I wish our law would use Islamist Sharia Law in cases of Islamist disrespect of our American heritage (i.e., treason) and execute the bastards for demanding that their "system" replace ours.
What you said.
Absolutely correct. The parties to a contract could agree to go to a fortune teller to resolve disputes but a court of law has no business applying religious law of any type.
You’d never see a court applying Canon Law for example.
I hate to burst your bubble, but the Federal Courts and many state courts routinely enforce contracts in which the parties have agreed to resolves disputes, either in court or an arbitration, using foreign law. As long as the partes agreed to resolve the dispute using the laws of a particular juridiction and the chosen law does not violate public policy or deprive a litigant of a full and fair oppuruntiy to be heard, then the Federal and State Courts will generally resolve the dispute applying the law that the parties have chosen to govern the dispute.
Well I guess that makes Sharia law ok. /s/
Absolutely incorrect.

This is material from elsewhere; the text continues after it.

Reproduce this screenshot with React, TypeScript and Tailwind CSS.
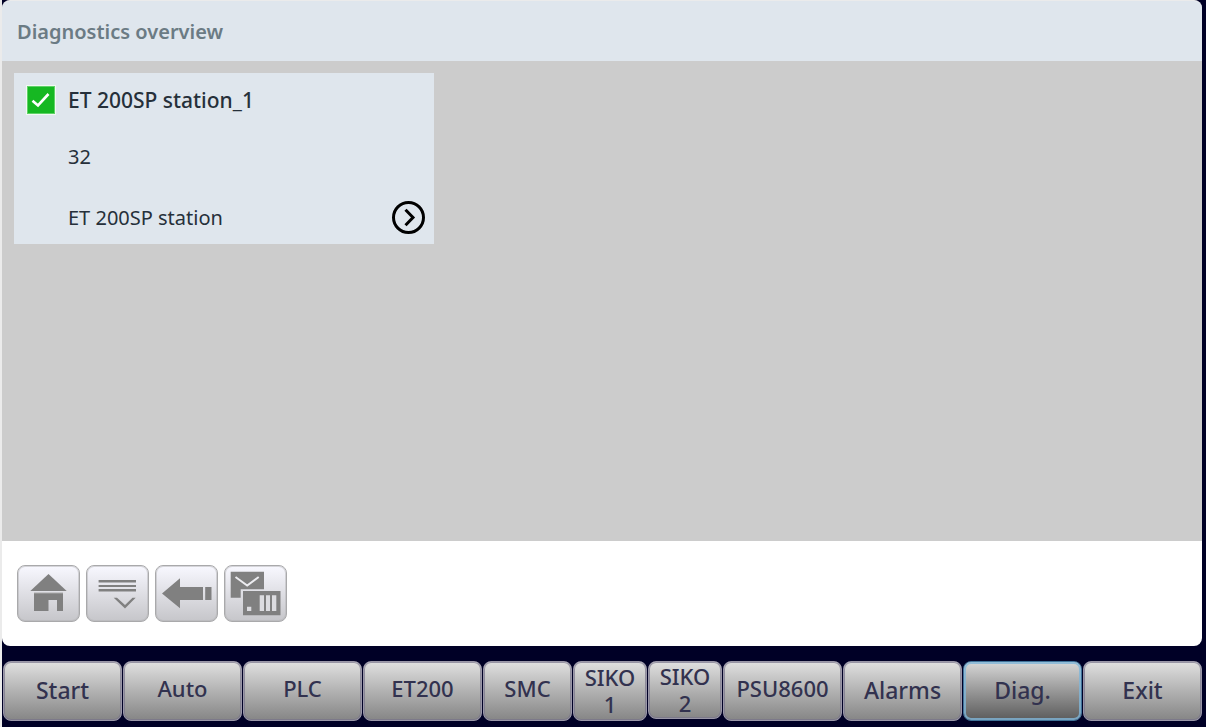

I'm assuming you're not an attorney (I hope), right?
Canon Law, Talmudic Law and even Sharia Law is applied to a variety of different contracts virtually everyday in American courts. There is, in American jurisprudence a principle that allows something called a "choice of law" clause to be added to private contract between two parties.
So long as that contract wasn't entered under duress or coercions, and so long as the terms of the contract don't violate what is known as "public policy concerns" of the state, than the court will enforce the terms of the contract.
If you were a practicing contract or probate law attorney, you would see Canon Law applied, most commonly in wills when dividing and distributing the decedent's assets. I would wager that every priest in America (of a certain age), has a will that specifies Canon Law apply, at least to some degree.
The judge isn't making a value-judgment with respect to the fairness or appropriateness Sharia Law. He's applying American a standard of jurisprudential principles to parties engaged in private commerce to remedy a contract dispute per the terms of the contact. That is PRECISELY all we should be asking our jurists to do.
That depends. If the arbitrator gives both sides a full and fair oppurtunity to present their case and the arbitrator finds that under Sharia law, one of he parties has breached the contract and has to pay monetary damages, then the use of Sharia law in this particular example is no different than what judges and arbitrators do all the time. If, in contrast, the arbitrator finds that under Sharia Law only the party that owns the most camels or fertile wives gets to present his case and then rules against the other party and directs the removal of his arm as punative damages, then that is a problem and the court will reject the arbitration award on the grounds that it violates public policy and anything them resembles due process of law.
They would, except it would put them on the same side as the United States."
Coulter
No I am right and you are too.
The parties may resort to whomever and whatever canon they wish but a civil court cannot weigh in on whether or not religious law was appropriately applied.
All the court can do is determine whether or not the contract was followed.
This judge went beyond that by saying the CASE will proceed pursuant to religious law. It cannot. The CASE is what has been filed in the civil court. The CONTRACT was drawn according to religious principles. All the judge can legally do is refer the parties back to an ecclesiastical body.
In your example of the priest, a probate court can accept the will, etc and direct that whatever the will specifies be done...but must defer to the ecclesiastical court on issues particular to that body.